Meskipun pelaksanaan UN bermasalah dan hasilnya jelek, Menteri Nuh menyatakan bahwa seluruh perguruan tinggi negeri (PTN) sepakat menggunakan hasil UN sebagai satu kesatuan dalam Seleksi Nasional Masuk Perguruan Tinggi Negeri (SNMPTN) bersama nilai rapor dan prestasi akademik. Pernyataan tersebut diperkuat oleh pengurus Majelis Rektor Perguruan Tinggi Negeri Indonesia (MRPTNI) Rochmat Wahab, yang juga Rektor Universitas Negeri Yogyakarta. Menurut dia, seluruh rektor PTN sudah sepakat mengintegrasikan nilai UN ke dalam SNMPTN.

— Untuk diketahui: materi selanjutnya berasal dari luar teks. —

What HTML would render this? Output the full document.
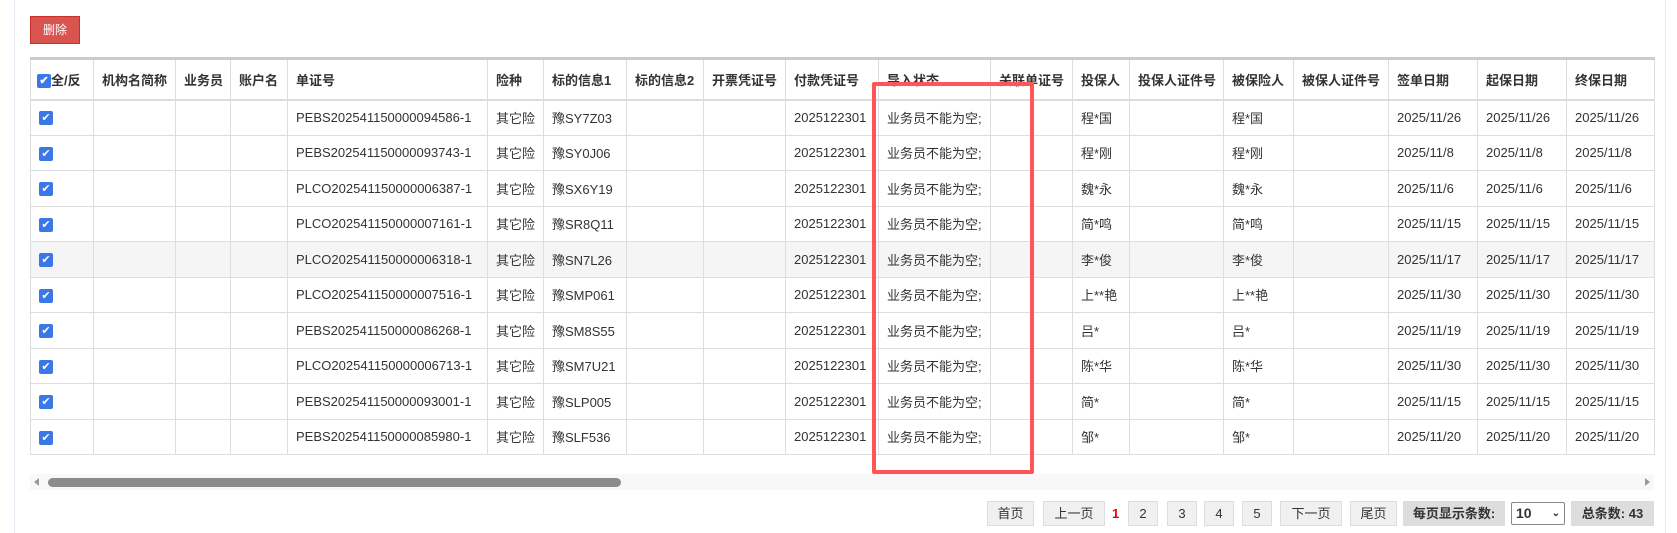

Bulatnya suara Kemdikbud dan Majelis Rektor PTN terhadap integrasi nilai UN ke dalam SNMPTN itu menunjukkan sikap pemerintah untuk tetap menerapkan UN sebagai penentu kelulusan. Suara masif yang menolak UN sebagai penentu kelulusan dianggap angin lalu saja. Ketidakberdayaan para rektor perguruan tinggi negeri, termasuk PTN terkemuka, untuk menolak kebijakan pengintegrasian nilai UN ke dalam SNMPTN, terjadi karena PTN itu merupakan unit pengelola teknis (UPT) Kemdikbud dan jabatan rektor ditentukan oleh Mendikbud. Padahal jelas, kredibilitas UN masih diragukan dan kredibilitas tes SNMPTN telah teruji lebih dari 30 tahun, sejak bernama SKALU, Proyek Perintis, Sipenmaru, hingga SPMB, dan kemudian berganti menjadi SNMPTN. Bila yang sudah terbukti kredibilitasnya ini harus menyesuaikan diri dengan yang masih diragukan, apakah ini bukan prahara baru dalam dunia pendidikan nasional sepanjang masa?

Penulis berharap para rektor perguruan tinggi negeri/perguruan tinggi swasta bisa lebih independen dalam bersikap demi menjaga kualitas pendidikan tinggi ke depan. Seleksi masuk PTN dengan model tes bersama, yang selama ini tidak pernah digugat kredibilitasnya, perlu dipertahankan demi menjaga kualitas pendidikan tinggi negeri, bukan justru menyesuaikan dengan UN. Menjadikan nilai UN sebagai dasar masuk ke PTN, sementara obyektivitas UN masih dipersoalkan, jelas kekeliruan besar. Boleh saja nilai UN dijadikan prasyarat, tapi penentu utama tetap hasil tes bersama. Nilai UN tidak bisa obyektif karena adanya perbedaan standar proses, guru (tenaga kependidikan), sarana dan prasarana, pengelolaan, serta standar pembiayaan antara daerah satu dan daerah lain. Karena itu, perlu hati-hati mempergunakan hasil UN sebagai dasar penerimaan mahasiswa baru di PTN.